## Begin Listed records
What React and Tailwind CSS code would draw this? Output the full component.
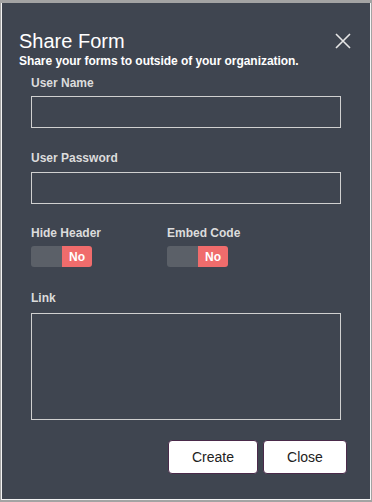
export default function App() {
  const Toggle = () => (
    <div className="flex h-[21px] w-[61px] overflow-hidden rounded-[3px]">
      <div className="w-[31px] bg-[#5b6068]" />
      <div className="flex flex-1 items-center justify-center bg-[#f06c6c] text-[12px] font-bold text-white">No</div>
    </div>
  );
  return (
    <div className="h-[502px] w-[372px] bg-[#a3a3a3] pt-[3px] pl-[1px] pr-[1px] pb-[2px]" style={{ fontFamily: '"Liberation Sans", Arial, sans-serif' }}>
      <div className="relative h-full w-full border-r border-b border-l border-[#f4f4f4] bg-[#3f4550] pl-[17px]">
        <div className="pt-[26px] text-[20px] leading-[24px] text-white">Share Form</div>
        <svg className="absolute right-[19px] top-[30px]" width="16" height="16" viewBox="0 0 16 16">
          <path d="M1 1L15 15M15 1L1 15" stroke="#e6e6e6" strokeWidth="1.6" />
        </svg>
        <div className="mt-[1px] text-[12px] font-bold leading-[14px] tracking-[-0.05px] text-white">Share your forms to outside of your organization.</div>
        <div className="pl-[12px] pr-[29px] text-[#dcdcdc]">
          <div className="mt-[8px] text-[12px] font-bold leading-[14px]">User Name</div>
          <div className="mt-[6px] h-[32px] border border-[#d0d0d0]" />
          <div className="mt-[23px] text-[12px] font-bold leading-[14px]">User Password</div>
          <div className="mt-[7px] h-[32px] border border-[#d0d0d0]" />
          <div className="mt-[22px] flex">
            <div className="w-[136px]">
              <div className="text-[12px] font-bold leading-[14px]">Hide Header</div>
              <div className="mt-[6px]"><Toggle /></div>
            </div>
            <div>
              <div className="text-[12px] font-bold leading-[14px]">Embed Code</div>
              <div className="mt-[6px]"><Toggle /></div>
            </div>
          </div>
          <div className="mt-[24px] text-[12px] font-bold leading-[14px]">Link</div>
          <div className="mt-[8px] h-[107px] border border-[#d0d0d0]" />
          <div className="mt-[20px] mr-[-6px] flex justify-end gap-[5px]">
            <button className="h-[34px] w-[90px] rounded-[4px] border border-[#4a2a4a] bg-white text-[14px] text-[#222]">Create</button>
            <button className="h-[34px] w-[84px] rounded-[4px] border border-[#4a2a4a] bg-white text-[14px] text-[#222]">Close</button>
          </div>
        </div>
      </div>
    </div>
  );
}
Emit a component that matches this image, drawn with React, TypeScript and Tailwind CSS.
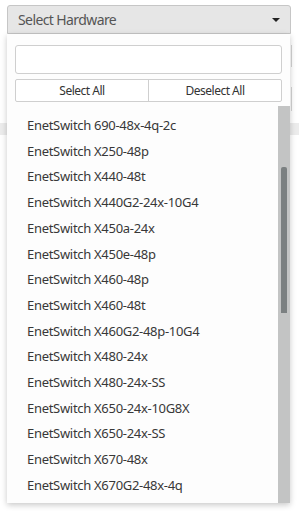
const items = [
  "EnetSwitch 690-48x-4q-2c",
  "EnetSwitch X250-48p",
  "EnetSwitch X440-48t",
  "EnetSwitch X440G2-24x-10G4",
  "EnetSwitch X450a-24x",
  "EnetSwitch X450e-48p",
  "EnetSwitch X460-48p",
  "EnetSwitch X460-48t",
  "EnetSwitch X460G2-48p-10G4",
  "EnetSwitch X480-24x",
  "EnetSwitch X480-24x-SS",
  "EnetSwitch X650-24x-10G8X",
  "EnetSwitch X650-24x-SS",
  "EnetSwitch X670-48x",
  "EnetSwitch X670G2-48x-4q",
];

export default function App() {
  return (
    <div className="relative w-[299px] h-[511px] overflow-hidden bg-white font-['Noto_Sans',sans-serif]">
      {/* page behind the dropdown */}
      <div className="flex flex-col pt-[5px]">
        <div className="h-[29px]" />
        <div className="mt-[11px] ml-auto mr-[7px] w-[60px] h-[22px] border-r border-[#d4d4d4]" />
        <div className="mt-[20px] ml-auto mr-[7px] w-[60px] h-[24px] border-r border-[#d4d4d4]" />
        <div className="mt-[12px] h-[12px] bg-[#ececec]" />
      </div>

      <div className="absolute left-[7px] top-[5px] w-[284px]">
        <button className="flex items-center w-full h-[29px] pl-[10px] pr-[10px] bg-[#e6e6e6] border border-[#c6c6c6] rounded-t-[3px] text-[14px] tracking-[-0.6px] text-[#555]">
          <span className="flex-1 text-left">Select Hardware</span>
          <span className="w-0 h-0 border-l-[4px] border-r-[4px] border-t-[4px] border-l-transparent border-r-transparent border-t-[#222]" />
        </button>

        <div className="flex flex-col w-[283px] h-[469px] bg-[#fdfdfd] shadow-[0_2px_6px_rgba(0,0,0,0.22)]">
          <div className="px-[8px] pt-[11px]">
            <input className="block w-full h-[29px] border border-[#cfcfcf] rounded-[3px] bg-white outline-none" />
            <div className="flex mt-[5px] h-[23px] border border-[#cfcfcf] rounded-[2px] bg-white text-[12px] tracking-[-0.5px] text-[#333]">
              <div className="flex-1 flex items-center justify-center border-r border-[#cfcfcf]">Select All</div>
              <div className="flex-1 flex items-center justify-center">Deselect All</div>
            </div>
          </div>

          <div className="flex flex-1 mt-[4px] min-h-0">
            <ul className="flex-1 overflow-hidden pt-[7px] pl-[20px]">
              {items.map((t) => (
                <li key={t} className="flex items-center h-[25.7px] text-[13px] tracking-[-0.3px] text-[#383838] whitespace-nowrap">
                  {t}
                </li>
              ))}
            </ul>
            <div className="w-[12px] bg-[#c3c4c4] flex justify-center">
              <div className="mt-[61px] w-[6px] h-[146px] bg-[#7b8081] rounded-t-[2px]" />
            </div>
          </div>
        </div>
      </div>
    </div>
  );
}
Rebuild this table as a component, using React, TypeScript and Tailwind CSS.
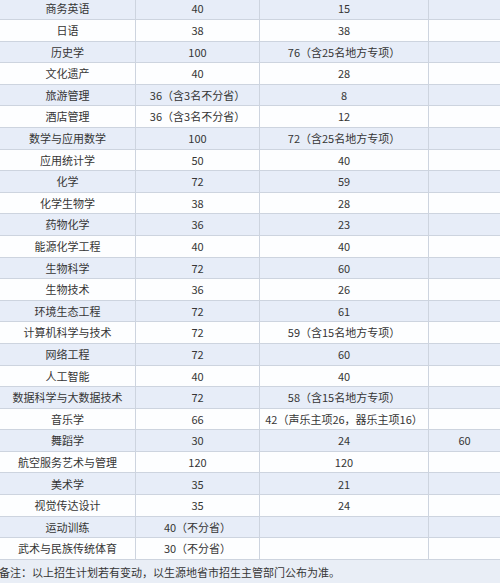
import React from 'react';

type Row = [string, string, string, string?];

const rows: Row[] = [
  ['商务英语', '40', '15'],
  ['日语', '38', '38'],
  ['历史学', '100', '76（含25名地方专项）'],
  ['文化遗产', '40', '28'],
  ['旅游管理', '36（含3名不分省）', '8'],
  ['酒店管理', '36（含3名不分省）', '12'],
  ['数学与应用数学', '100', '72（含25名地方专项）'],
  ['应用统计学', '50', '40'],
  ['化学', '72', '59'],
  ['化学生物学', '38', '28'],
  ['药物化学', '36', '23'],
  ['能源化学工程', '40', '40'],
  ['生物科学', '72', '60'],
  ['生物技术', '36', '26'],
  ['环境生态工程', '72', '61'],
  ['计算机科学与技术', '72', '59（含15名地方专项）'],
  ['网络工程', '72', '60'],
  ['人工智能', '40', '40'],
  ['数据科学与大数据技术', '72', '58（含15名地方专项）'],
  ['音乐学', '66', '42（声乐主项26，器乐主项16）'],
  ['舞蹈学', '30', '24', '60'],
  ['航空服务艺术与管理', '120', '120'],
  ['美术学', '35', '21'],
  ['视觉传达设计', '35', '24'],
  ['运动训练', '40（不分省）', ''],
  ['武术与民族传统体育', '30（不分省）', ''],
];

export default function App() {
  return (
    <div
      className="w-[500px] h-[583px] overflow-hidden bg-white text-[#353535] text-[11px]"
      style={{ fontFamily: '"Noto Sans CJK SC", "Noto Sans", sans-serif' }}
    >
      <div className="mt-[-1.6px]">
        {rows.map((r, i) => (
          <div
            key={i}
            className={`grid grid-cols-[136px_124px_169px_1fr] h-[21.6px] border-b border-[#cdd4df] ${
              i % 2 === 0 ? 'bg-[#e7edf8]' : 'bg-[#fdfeff]'
            }`}
          >
            <div className="flex items-center justify-center border-r border-[#cdd4df] whitespace-nowrap">{r[0]}</div>
            <div className="flex items-center justify-center border-r border-[#cdd4df] whitespace-nowrap">{r[1]}</div>
            <div className="flex items-center justify-center border-r border-[#cdd4df] whitespace-nowrap">{r[2]}</div>
            <div className="flex items-center justify-center whitespace-nowrap">{r[3] ?? ''}</div>
          </div>
        ))}
        <div className="h-[24px] bg-[#e9eef6] flex items-center pl-0 ml-[-1px] whitespace-nowrap">
          备注：以上招生计划若有变动，以生源地省市招生主管部门公布为准。
        </div>
      </div>
    </div>
  );
}
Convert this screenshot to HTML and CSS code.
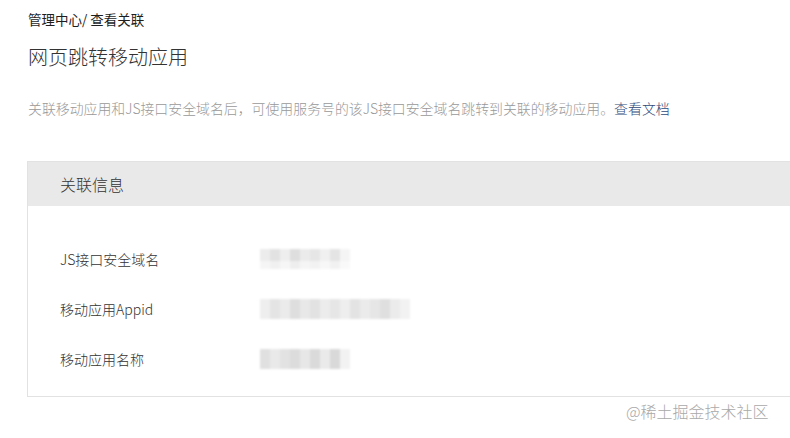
FILE: index.html
```html
<!DOCTYPE html>
<html lang="zh-CN">
<head>
<meta charset="utf-8">
<title>网页跳转移动应用</title>
<link rel="stylesheet" href="styles.css">
</head>
<body>
<div class="page">
  <div class="crumb">管理中心/ 查看关联</div>
  <h1 class="title">网页跳转移动应用</h1>
  <p class="desc">关联移动应用和JS接口安全域名后，可使用服务号的该JS接口安全域名跳转到关联的移动应用。<a class="link" href="#">查看文档</a></p>
  <section class="card">
    <div class="card-head">关联信息</div>
    <div class="card-body">
      <div class="row"><span class="label">JS接口安全域名</span><span class="mask mask-a"></span></div>
      <div class="row"><span class="label">移动应用Appid</span><span class="mask mask-b"></span></div>
      <div class="row"><span class="label">移动应用名称</span><span class="mask mask-c"></span></div>
    </div>
  </section>
</div>
<div class="watermark">@稀土掘金技术社区</div>
</body>
</html>
```
FILE: styles.css
```css
html, body {
  margin: 0;
  padding: 0;
  background: #fff;
  overflow: hidden;
}
body {
  font-family: "Noto Sans CJK SC", "Microsoft YaHei", "Noto Sans", sans-serif;
  font-weight: 300;
  color: #353535;
  width: 790px;
  height: 438px;
  position: relative;
}
.page {
  padding: 9px 0 0 27px;
}
.crumb {
  font-size: 13.5px;
  line-height: 20px;
  color: #1e1e1e;
  font-weight: 400;
  padding-left: 1px;
}
.title {
  margin: 14px 0 0 1px;
  font-size: 20px;
  line-height: 28px;
  font-weight: 300;
  color: #333;
}
.desc {
  margin: 27px 0 0 1px;
  font-size: 13.9px;
  line-height: 20px;
  color: #999;
  white-space: nowrap;
}
.link {
  color: #2f4a7a;
  font-weight: 300;
  text-decoration: none;
}
.card {
  margin-top: 43px;
  margin-right: -30px;
  border: 1px solid #e2e2e2;
}
.card-head {
  height: 44px;
  line-height: 44px;
  background: #e9e9e9;
  padding-left: 32px;
  font-size: 16px;
  color: #333;
}
.card-body {
  padding: 43px 0 27px 32px;
  display: flex;
  flex-direction: column;
  gap: 30px;
}
.row {
  display: flex;
  align-items: center;
  height: 20px;
}
.label {
  width: 200px;
  font-size: 14px;
  line-height: 20px;
  color: #333;
}
.mask {
  height: 20px;
  filter: blur(0.8px);
}
.mask-a {
  width: 90px;
  background:
    linear-gradient(180deg, rgba(255,255,255,0) 0 60%, rgba(255,255,255,0.5) 60% 100%),
    linear-gradient(90deg, #ececec 0 10px, #e2e2e2 10px 20px, #eeeeee 20px 30px, #dedede 30px 40px, #ebebeb 40px 50px, #e6e6e6 50px 60px, #f0f0f0 60px 70px, #e4e4e4 70px 80px, #f4f4f4 80px 90px);
}
.mask-b {
  width: 150px;
  background:
    linear-gradient(90deg, #eeeeee 0 10px, #e4e4e4 10px 20px, #ebebeb 20px 30px, #dedede 30px 40px, #e8e8e8 40px 50px, #e2e2e2 50px 60px, #ececec 60px 70px, #e6e6e6 70px 80px, #eeeeee 80px 90px, #e3e3e3 90px 100px, #ebebeb 100px 110px, #e6e6e6 110px 120px, #dfdfdf 120px 130px, #ebebeb 130px 140px, #f2f2f2 140px 150px);
}
.mask-c {
  width: 90px;
  background:
    linear-gradient(90deg, #e0e0e0 0 10px, #e9e9e9 10px 20px, #e2e2e2 20px 30px, #dcdcdc 30px 40px, #e7e7e7 40px 50px, #dadada 50px 60px, #eaeaea 60px 70px, #d9d9d9 70px 80px, #f2f2f2 80px 90px);
}
.watermark {
  position: absolute;
  left: 626px;
  top: 400px;
  font-size: 16px;
  line-height: 22px;
  color: #a9a9a9;
}
```
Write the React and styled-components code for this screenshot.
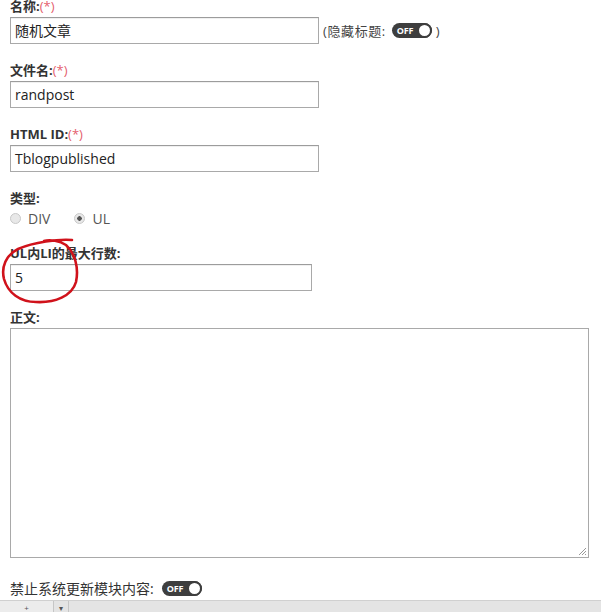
import React from "react";
import styled, { createGlobalStyle } from "styled-components";

const GlobalStyle = createGlobalStyle`
	html, body {
		margin: 0;
		padding: 0;
		background: #fff;
		overflow: hidden;
	}
	body {
		font-family: "Open Sans", "Noto Sans CJK SC", sans-serif;
		color: #333;
	}
`;

const Page = styled.div`
	position: relative;
	width: 601px;
	height: 612px;
	overflow: hidden;
`;

const Form = styled.div`
	padding: 0 10px;
	margin-top: -2px;
`;

const Field = styled.div`
	margin-bottom: 18px;
`;

const Label = styled.div`
	height: 16px;
	line-height: 16px;
	font-size: 13px;
	font-weight: bold;
	color: #333;
	margin-bottom: 3px;
	white-space: nowrap;
`;

const Required = styled.span`
	font-weight: normal;
	color: #e4606d;
`;

const Row = styled.div`
	display: flex;
	align-items: center;
	gap: 4px;
	font-size: 13px;
	color: #444;
`;

const Hint = styled.span`
	letter-spacing: 0.6px;
	margin-right: 2px;
`;

const Input = styled.div`
	box-sizing: border-box;
	width: ${(p) => p.$w}px;
	height: 27px;
	border: 1px solid #a9a9a9;
	border-top-color: #9c9c9c;
	box-shadow: inset 0 1px 0 #f0f0f0;
	background: #fff;
	padding: 0 4px;
	font-size: 14px;
	line-height: 25px;
	color: #222;
`;

const TextArea = styled.div`
	position: relative;
	box-sizing: border-box;
	width: 579px;
	height: 230px;
	border: 1px solid #a9a9a9;
	background: #fff;
`;

const Grip = styled.svg`
	position: absolute;
	right: 1px;
	bottom: 1px;
`;

const Toggle = styled.span`
	display: inline-flex;
	align-items: center;
	box-sizing: border-box;
	width: 40px;
	height: 15px;
	border-radius: 8px;
	background: #3e3e3e;
	padding-left: 5px;
	position: relative;
	font-size: 9px;
	font-weight: bold;
	color: #fff;
	letter-spacing: -0.2px;
	line-height: 15px;
`;

const Knob = styled.span`
	position: absolute;
	right: 0;
	top: 0;
	width: 15px;
	height: 15px;
	box-sizing: border-box;
	border-radius: 50%;
	background: #fff;
	border: 2px solid #3e3e3e;
`;

const RadioRow = styled.div`
	display: flex;
	align-items: center;
	height: 18px;
	font-size: 14px;
	color: #555;
`;

const RadioItem = styled.label`
	display: flex;
	align-items: center;
	gap: 7px;
	margin-right: 24px;
`;

const Radio = styled.span`
	box-sizing: border-box;
	width: 11px;
	height: 11px;
	border-radius: 50%;
	border: 1px solid #c8c8c8;
	background: ${(p) =>
		p.$checked
			? "radial-gradient(circle, #555 0 2px, #e8e8e8 2.5px)"
			: "#e8e8e8"};
`;

const SwitchLine = styled.div`
	display: flex;
	align-items: center;
	gap: 8px;
	height: 24px;
	font-size: 14px;
	color: #333;
`;

const Toolbar = styled.div`
	display: flex;
	height: 15px;
	background: #e4e4e4;
	border-top: 1px solid #d0d0d0;
	overflow: hidden;
`;

const ToolButton = styled.div`
	width: ${(p) => p.$w}px;
	border-right: 1px solid #c6c6c6;
	background: ${(p) => (p.$light ? "#ececec" : "#e4e4e4")};
	font-size: 8px;
	color: #555;
	text-align: center;
	line-height: 14px;
`;

const Annotation = styled.svg`
	position: absolute;
	left: 0;
	top: 236px;
	pointer-events: none;
`;

const OffSwitch = () => (
	<Toggle>
		OFF
		<Knob />
	</Toggle>
);

export default function App() {
	return (
		<Page>
			<GlobalStyle />
			<Form>
				<Field>
					<Label>
						名称:<Required>(*)</Required>
					</Label>
					<Row>
						<Input $w={309}>随机文章</Input>
						<Hint>(隐藏标题:</Hint>
						<OffSwitch />
						<span>)</span>
					</Row>
				</Field>
				<Field>
					<Label>
						文件名:<Required>(*)</Required>
					</Label>
					<Input $w={309}>randpost</Input>
				</Field>
				<Field>
					<Label>
						HTML ID:<Required>(*)</Required>
					</Label>
					<Input $w={309}>Tblogpublished</Input>
				</Field>
				<Field>
					<Label>类型:</Label>
					<RadioRow>
						<RadioItem>
							<Radio />
							DIV
						</RadioItem>
						<RadioItem>
							<Radio $checked />
							UL
						</RadioItem>
					</RadioRow>
				</Field>
				<Field>
					<Label>UL内LI的最大行数:</Label>
					<Input $w={302}>5</Input>
				</Field>
				<Field>
					<Label>正文:</Label>
					<TextArea>
						<Grip width="10" height="10" viewBox="0 0 10 10">
							<path d="M9 2 L2 9 M9 5 L5 9 M9 8 L8 9" stroke="#999" strokeWidth="1" />
						</Grip>
					</TextArea>
				</Field>
				<SwitchLine>
					禁止系统更新模块内容:
					<OffSwitch />
				</SwitchLine>
			</Form>
			<Toolbar>
				<ToolButton $w={53} $light>+</ToolButton>
				<ToolButton $w={14}>▾</ToolButton>
			</Toolbar>
			<Annotation width="90" height="72" viewBox="0 0 90 72">
				<path
					d="M72 4 C58 3 34 6 18 13 C6 19 1 31 4 43 C8 57 20 66 36 66 C55 67 72 60 76 46 C79 32 75 17 66 9 C60 5 50 3 44 5"
					fill="none"
					stroke="#d0121b"
					strokeWidth="2.6"
					strokeLinecap="round"
				/>
			</Annotation>
		</Page>
	);
}
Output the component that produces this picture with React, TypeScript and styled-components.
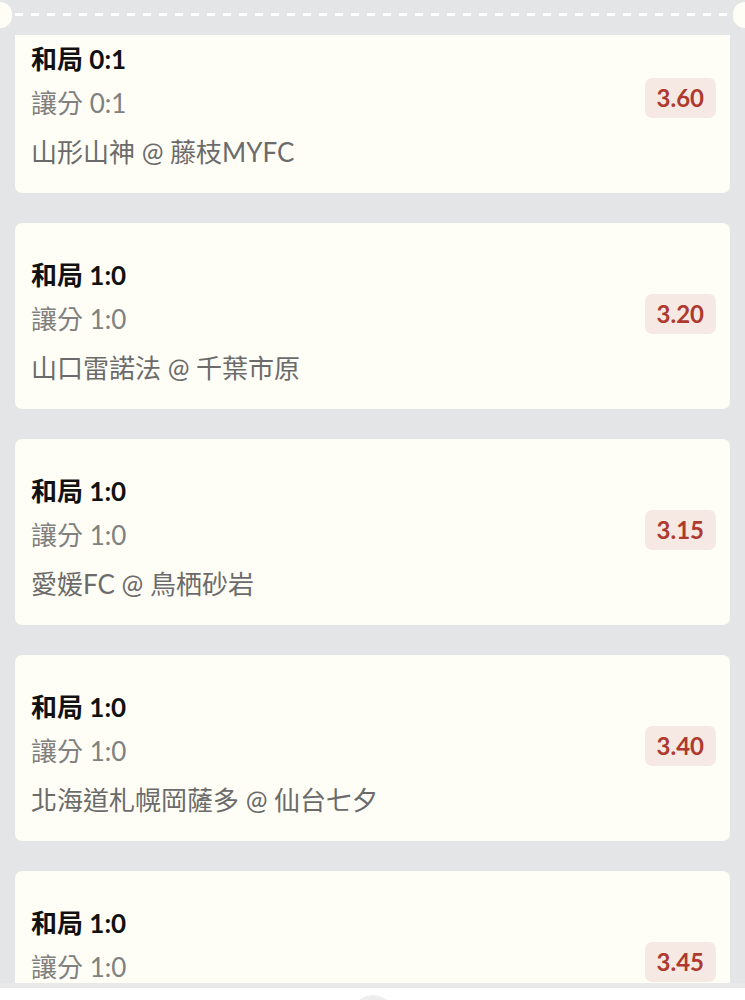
import React from 'react';
import styled, { createGlobalStyle } from 'styled-components';

const GlobalStyle = createGlobalStyle`
  html, body {
    margin: 0;
    padding: 0;
    background: #e4e5e7;
  }
  body {
    font-family: Lato, "Noto Sans CJK TC", sans-serif;
  }
`;

const Page = styled.div`
  width: 745px;
  height: 1000px;
  display: flex;
  flex-direction: column;
  overflow: hidden;
  background: #e4e5e7;
`;

const TicketEdge = styled.div`
  height: 35px;
  flex-shrink: 0;
  display: flex;
  align-items: flex-start;
  gap: 3px;
  padding-top: 2px;
  box-sizing: border-box;
`;

const Notch = styled.div<{ $side: 'left' | 'right' }>`
  width: 12px;
  height: 26px;
  flex-shrink: 0;
  background: #fffef6;
  border-radius: ${(p) => (p.$side === 'left' ? '0 13px 13px 0' : '13px 0 0 13px')};
`;

const DashLine = styled.div`
  flex: 1;
  height: 3px;
  margin-top: 11px;
  background-image: repeating-linear-gradient(
    to right,
    #ffffff 0,
    #ffffff 8px,
    transparent 8px,
    transparent 16px
  );
`;

const List = styled.div`
  flex: 1;
  min-height: 0;
  overflow: hidden;
  display: flex;
  flex-direction: column;
  gap: 30px;
  padding: 0 15px;
`;

const Card = styled.div<{ $clipped?: boolean }>`
  flex-shrink: 0;
  background: #fffef6;
  border-radius: ${(p) => (p.$clipped ? '0 0 7px 7px' : '7px')};
  padding: ${(p) => (p.$clipped ? '8px' : '36px')} 14px 25px 16px;
  font-size: 26px;
  line-height: 32px;
`;

const Title = styled.div`
  font-weight: 700;
  color: #111111;
  margin-bottom: 12px;
`;

const SubRow = styled.div`
  height: 32px;
  display: flex;
  align-items: center;
  justify-content: space-between;
  margin-bottom: 17px;
`;

const Handicap = styled.span`
  color: #808080;
`;

const Odds = styled.span`
  height: 40px;
  margin-top: -10px;
  padding: 0 12px;
  display: flex;
  align-items: center;
  border-radius: 7px;
  background: #f6e9e3;
  color: #ae3a2f;
  font-weight: 700;
  font-size: 24px;
`;

const Teams = styled.div`
  color: #6b6b6b;
`;

const TabBar = styled.div`
  height: 17px;
  flex-shrink: 0;
  border-top: 5px solid #e9e9e9;
  background: #ffffff;
  display: flex;
  justify-content: center;
  box-sizing: border-box;
`;

const TabBubble = styled.div`
  width: 44px;
  height: 44px;
  margin-top: 7px;
  flex-shrink: 0;
  border-radius: 50%;
  background: #eeeeee;
`;

type Bet = { pick: string; handicap: string; odds: string; home: string; away: string };

const bets: Bet[] = [
  { pick: '和局 0:1', handicap: '讓分 0:1', odds: '3.60', home: '山形山神', away: '藤枝MYFC' },
  { pick: '和局 1:0', handicap: '讓分 1:0', odds: '3.20', home: '山口雷諾法', away: '千葉市原' },
  { pick: '和局 1:0', handicap: '讓分 1:0', odds: '3.15', home: '愛媛FC', away: '鳥栖砂岩' },
  { pick: '和局 1:0', handicap: '讓分 1:0', odds: '3.40', home: '北海道札幌岡薩多', away: '仙台七夕' },
  { pick: '和局 1:0', handicap: '讓分 1:0', odds: '3.45', home: '長崎成功丸', away: '大分三神' },
];

export default function App() {
  return (
    <>
      <GlobalStyle />
      <Page>
        <TicketEdge>
          <Notch $side="left" />
          <DashLine />
          <Notch $side="right" />
        </TicketEdge>
        <List>
          {bets.map((b, i) => (
            <Card key={i} $clipped={i === 0}>
              <Title>{b.pick}</Title>
              <SubRow>
                <Handicap>{b.handicap}</Handicap>
                <Odds>{b.odds}</Odds>
              </SubRow>
              <Teams>
                {b.home} @ {b.away}
              </Teams>
            </Card>
          ))}
        </List>
        <TabBar>
          <TabBubble />
        </TabBar>
      </Page>
    </>
  );
}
## End Listed records
**Prompt:**
Above are records with pictures. Reproduce exactly only the lines from the line with "Rebuild this table" through the line with "type Row = [string, string, string, string?];", both ends included, and leave the pictures out.

**Solution to the exercise:**
Rebuild this table as a component, using React, TypeScript and Tailwind CSS.
import React from 'react';

type Row = [string, string, string, string?];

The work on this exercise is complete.